If, on the basis of equity, we have had a democratically elected president from the South-West, we now have a democratically elected vice president from the South-West and we have had a democratically elected president from the South-South.
In the southern divide, I want to believe the South-East is the only one that has not had the opportunity to produce the president. If we belong to the same Nigeria, equity, fair play should be the watchwords.
So, you are advocating that the South-East should produce the next president? By my analysis, it goes without saying. Some people would say regional outfits like Amotekun can resolve the security crisis the country currently has. What is your opinion on this?
When the national agency that is charged with the preservation of life and property seems to be so hopeless that lives are lost at an alarming rate, then somebody would think of how to protect himself and his people.
And that is why I was mad with some people that asked why anybody should form Amotekun. You can’t protect me, can you? I can’t go on the road without being exposed to the risk of getting kidnapped, robbed, or killed and you are telling me not to fortify my area to protect my people. If that is what will give us security, let everybody do their own Amotekun.

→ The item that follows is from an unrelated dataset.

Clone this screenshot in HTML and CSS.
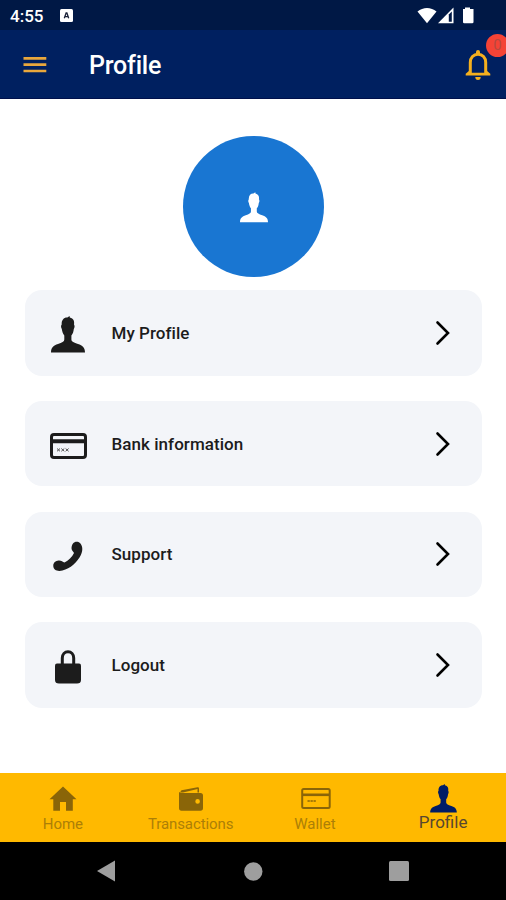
FILE: index.html
```html
<!DOCTYPE html>
<html lang="en">
<head>
    <meta charset="UTF-8">
    <meta name="viewport" content="width=device-width, initial-scale=1.0">
    <title>Profile</title>
    <link rel="stylesheet" href="styles.css">
</head>
<body>
    <!-- shared icons -->
    <svg class="icon-defs" width="0" height="0">
        <symbol id="icon-person" viewBox="0 0 34 37">
            <path d="M0 36.5C0 31.5 2.5 29.5 7 28C11 26.7 13.3 25.6 13.3 23.5V19.5C11.8 17.8 11.2 15.3 10.8 13C9.6 11 10 9.3 10.7 8.6C10.3 4 13 1.3 16.3 1.5L18.6 0L18.8 1.5C22.5 2.5 23.6 5 23 8.6C23.8 9.8 23.8 11.5 22.8 13C22.5 15.5 22 17.8 20.4 19.5V23.5C20.4 25.6 23 26.7 27 28C31.5 29.5 34 31.5 34 36.5Z"/>
        </symbol>
        <symbol id="icon-chevron" viewBox="0 0 16 26">
            <path d="M2.500 2.500L13 13L2.500 23.500" fill="none" stroke="currentColor" stroke-width="2.600" stroke-linecap="round"/>
        </symbol>
    </svg>

    <div class="status-bar">
        <span class="time">4:55</span>
        <svg class="app-badge" width="13" height="13" viewBox="0 0 13 13">
            <rect width="13" height="13" rx="1.5" fill="#fff"/>
            <path d="M4.3 9.3L6.1 4H6.9L8.7 9.3M5 7.6H8" fill="none" stroke="#1a2238" stroke-width="1.3"/>
        </svg>
        <svg class="signals" width="57" height="18" viewBox="0 0 57 18">
            <path d="M0.500 4.500C6 -0.3 14 -0.3 19.500 4.500L10 16.300Z" fill="#fff"/>
            <path d="M21 16.300L36.500 0.500V16.300Z" fill="#fff"/>
            <path d="M31.800 7.500L34.800 4.500V14.800H31.800Z" fill="#001845"/>
            <path d="M48 0.500H53V2H56.500V15Q56.500 16.300 55.200 16.300H47.200Q46 16.300 46 15V2H48Z" fill="#fff"/>
        </svg>
    </div>

    <header class="app-bar">
        <button class="menu-btn" aria-label="Menu">
            <svg width="24" height="18" viewBox="0 0 24 18">
                <path d="M0.500 2.300H23.300M0.500 8.700H23.300M0.500 15H23.300" stroke="#e9a73c" stroke-width="2.700"/>
            </svg>
        </button>
        <h1>Profile</h1>
        <button class="bell-btn" aria-label="Notifications">
            <svg width="26" height="32" viewBox="0 0 26 32">
                <path d="M5.300 25V13.500C5.300 8.700 8.500 5.200 13 5.200S20.700 8.700 20.700 13.500V25" fill="none" stroke="#f5b01e" stroke-width="3"/>
                <path d="M11 5V3Q11 1 13 1T15 3V5ZM0.700 26.600V24.700L4.500 21.500V23.700H21.500V21.500L25.300 24.700V26.600ZM10.300 28H15.700Q15.700 31 13 31T10.300 28Z" fill="#f5b01e"/>
            </svg>
            <span class="badge">0</span>
        </button>
    </header>

    <main class="content">
        <div class="avatar">
            <svg width="28" height="31"><use href="#icon-person"/></svg>
        </div>

        <div class="menu">
            <a class="menu-item">
                <span class="menu-icon"><svg width="34" height="37"><use href="#icon-person"/></svg></span>
                <span class="menu-label">My Profile</span>
                <svg class="chevron" width="16" height="26"><use href="#icon-chevron"/></svg>
            </a>
            <a class="menu-item">
                <span class="menu-icon">
                    <svg width="37" height="26" viewBox="0 0 37 26">
                        <rect x="1.500" y="1.500" width="34" height="23" rx="2.500" fill="none" stroke="currentColor" stroke-width="3"/>
                        <path d="M2 8.300H35" stroke="currentColor" stroke-width="4"/>
                        <path d="M7 15.500L10 18.300M10 15.500L7 18.300M11.300 15.500L14.300 18.300M14.300 15.500L11.300 18.300M15.600 15.500L18.600 18.300M18.600 15.500L15.600 18.300" stroke="#555" stroke-width="1"/>
                    </svg>
                </span>
                <span class="menu-label">Bank information</span>
                <svg class="chevron" width="16" height="26"><use href="#icon-chevron"/></svg>
            </a>
            <a class="menu-item">
                <span class="menu-icon">
                    <svg width="30" height="30" viewBox="0 0 30 30">
                        <path d="M20 2.500C21.500 0.300 25 0 27 2C30 5 30.300 10.500 26.500 16.500C22 23.500 14.500 29.500 6.500 29.900C3 30 0.500 28 0.300 25.200C0 22 2.500 19.700 5.500 19.500C8.500 19.300 9.500 20.800 11.500 21.500C15.500 19.700 19 16 21 12C20.500 10.500 18.500 9.800 18.500 7.300C18.500 5.300 19 4 20 2.500Z"/>
                    </svg>
                </span>
                <span class="menu-label">Support</span>
                <svg class="chevron" width="16" height="26"><use href="#icon-chevron"/></svg>
            </a>
            <a class="menu-item">
                <span class="menu-icon">
                    <svg width="26" height="34" viewBox="0 0 26 34">
                        <path d="M7.300 16V8C7.300 4.300 9.800 1.700 13 1.700S18.700 4.300 18.700 8V16" fill="none" stroke="currentColor" stroke-width="3"/>
                        <path d="M2 13.500H24Q26 13.500 26 15.500V30Q26 33.500 22 33.500H4Q0 33.500 0 30V15.500Q0 13.500 2 13.500Z"/>
                    </svg>
                </span>
                <span class="menu-label">Logout</span>
                <svg class="chevron" width="16" height="26"><use href="#icon-chevron"/></svg>
            </a>
        </div>
    </main>

    <nav class="bottom-nav">
        <a class="nav-item home">
            <svg width="28" height="26" viewBox="0 0 28 26">
                <path d="M14 0.500L27.500 13.300H23.800V24.700H17V16H11V24.700H4.300V13.300H0.500Z"/>
            </svg>
            <span>Home</span>
        </a>
        <a class="nav-item transactions">
            <svg width="26" height="26" viewBox="0 0 26 26">
                <path d="M2 6.500L3.500 4.200L19.500 1.300Q21 1 21 2.500V6.500H19.500V3L5 6.500Z"/>
                <path fill-rule="evenodd" d="M3 7H22.500Q25 7 25 9.500V22Q25 24.700 22.500 24.700H3.500Q1 24.700 1 22V6ZM19.600 13.100A2.300 2.300 0 1 0 19.600 17.700A2.300 2.300 0 1 0 19.600 13.100Z"/>
            </svg>
            <span>Transactions</span>
        </a>
        <a class="nav-item wallet">
            <svg width="30" height="26" viewBox="0 0 30 26">
                <rect x="1.200" y="3" width="27.500" height="19" rx="1.500" fill="none" stroke="currentColor" stroke-width="2"/>
                <path d="M1 8.800H29" stroke="currentColor" stroke-width="2.600"/>
                <path d="M6.500 15H15" stroke="currentColor" stroke-width="1.300" stroke-dasharray="2.300 0.700"/>
            </svg>
            <span>Wallet</span>
        </a>
        <a class="nav-item active">
            <svg width="27" height="29"><use href="#icon-person"/></svg>
            <span>Profile</span>
        </a>
    </nav>

    <div class="system-bar">
        <svg width="18" height="22" viewBox="0 0 18 22"><path d="M0 11L18 0.500V21.500Z"/></svg>
        <svg width="21" height="19" viewBox="0 0 21 19"><circle cx="11.300" cy="9.500" r="9.200"/></svg>
        <svg width="20" height="20" viewBox="0 0 20 20"><rect width="20" height="20" rx="1.500"/></svg>
    </div>
</body>
</html>
```
FILE: styles.css
```css
* {
    box-sizing: border-box;
}
body {
    font-family: Roboto, "Liberation Sans", sans-serif;
    background-color: #fff;
    color: #1c1c1c;
    margin: 0;
    height: 900px;
    display: flex;
    flex-direction: column;
    overflow: hidden;
}
svg {
    display: block;
    fill: currentColor;
    flex-shrink: 0;
}
.icon-defs {
    position: absolute;
}
button {
    padding: 0;
    border: none;
    background: none;
    cursor: pointer;
}

/* Status bar */
.status-bar {
    height: 30px;
    padding: 1px 32px 0 10px;
    background-color: #001845;
    color: #fff;
    display: flex;
    align-items: center;
}
.time {
    width: 50px;
    font-size: 17px;
    font-weight: 500;
}
.signals {
    margin-left: auto;
}

/* App bar */
.app-bar {
    height: 69px;
    padding: 2px 15px 0 23px;
    background-color: #002060;
    border-bottom: 1px solid #00104a;
    display: flex;
    align-items: center;
}
.app-bar h1 {
    margin: 2px 0 0 42px;
    color: #fff;
    font-size: 25px;
    font-weight: 500;
    line-height: 30px;
    letter-spacing: -0.2px;
}
.bell-btn {
    position: relative;
    margin-left: auto;
}
.badge {
    position: absolute;
    top: -15px;
    left: 21px;
    width: 23px;
    height: 23px;
    border-radius: 50%;
    background-color: #f44336;
    color: #b8483f;
    font-family: Roboto, sans-serif;
    font-size: 15px;
    line-height: 23px;
    text-align: center;
}

/* Content */
.content {
    flex: 1;
    padding: 37px 24px 0 25px;
}
.avatar {
    width: 141px;
    height: 141px;
    margin: 0 auto 13px;
    border-radius: 50%;
    background-color: #1976d2;
    color: #fff;
    display: flex;
    justify-content: center;
    align-items: center;
    padding-top: 2px;
}
.menu {
    display: flex;
    flex-direction: column;
    gap: 25.3px;
}
.menu-item {
    height: 85.500px;
    padding: 0 31px 0 24px;
    border-radius: 17px;
    background-color: #f3f5f9;
    display: flex;
    align-items: center;
}
.menu-icon {
    width: 38px;
    margin-right: 24.500px;
    padding-top: 4px;
    display: flex;
    justify-content: center;
}
.menu-label {
    font-size: 17px;
    font-weight: 500;
    letter-spacing: 0.05px;
}
.chevron {
    margin-left: auto;
    color: #000;
}

/* Bottom navigation */
.bottom-nav {
    height: 69px;
    background-color: #ffb900;
    color: #8a6508;
    display: flex;
}
.nav-item {
    flex: 1;
    padding-top: 13px;
    display: flex;
    flex-direction: column;
    align-items: center;
    font-size: 15px;
    line-height: 18px;
}
.nav-item span {
    margin-top: 3px;
    color: #ac7f07;
}
.nav-item.transactions {
    padding-left: 2px;
}
.nav-item.transactions span {
    letter-spacing: -0.1px;
}
.nav-item.wallet span {
    margin-right: 3px;
}
.nav-item.active {
    padding-top: 11px;
    padding-left: 1px;
    color: #001c66;
}
.nav-item.active span {
    margin-top: 0;
    color: #58472f;
    font-size: 17px;
}

/* Android buttons */
.system-bar {
    height: 58px;
    padding: 0 97px;
    background-color: #000;
    color: #9e9e9e;
    display: flex;
    justify-content: space-between;
    align-items: center;
}
```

The North-West and North-East should probably do theirs to resolve the Boko Haram, bandits crises there… There are recognized authorized security outfits there like the civilian JTF etc. and they are operating.
You must take some drastic steps to address a serious situation. I recall when I was in Lagos, when, as a by-product of the agitation for the actualization of June 12, the situation was getting to a point of lawlessness; robberies here and there.
That was what led us to institute Operation Sweep. And that took care of all the nonsense. It was replicated in almost all the states of the federation. So, the concept of Amotekun is nothing new.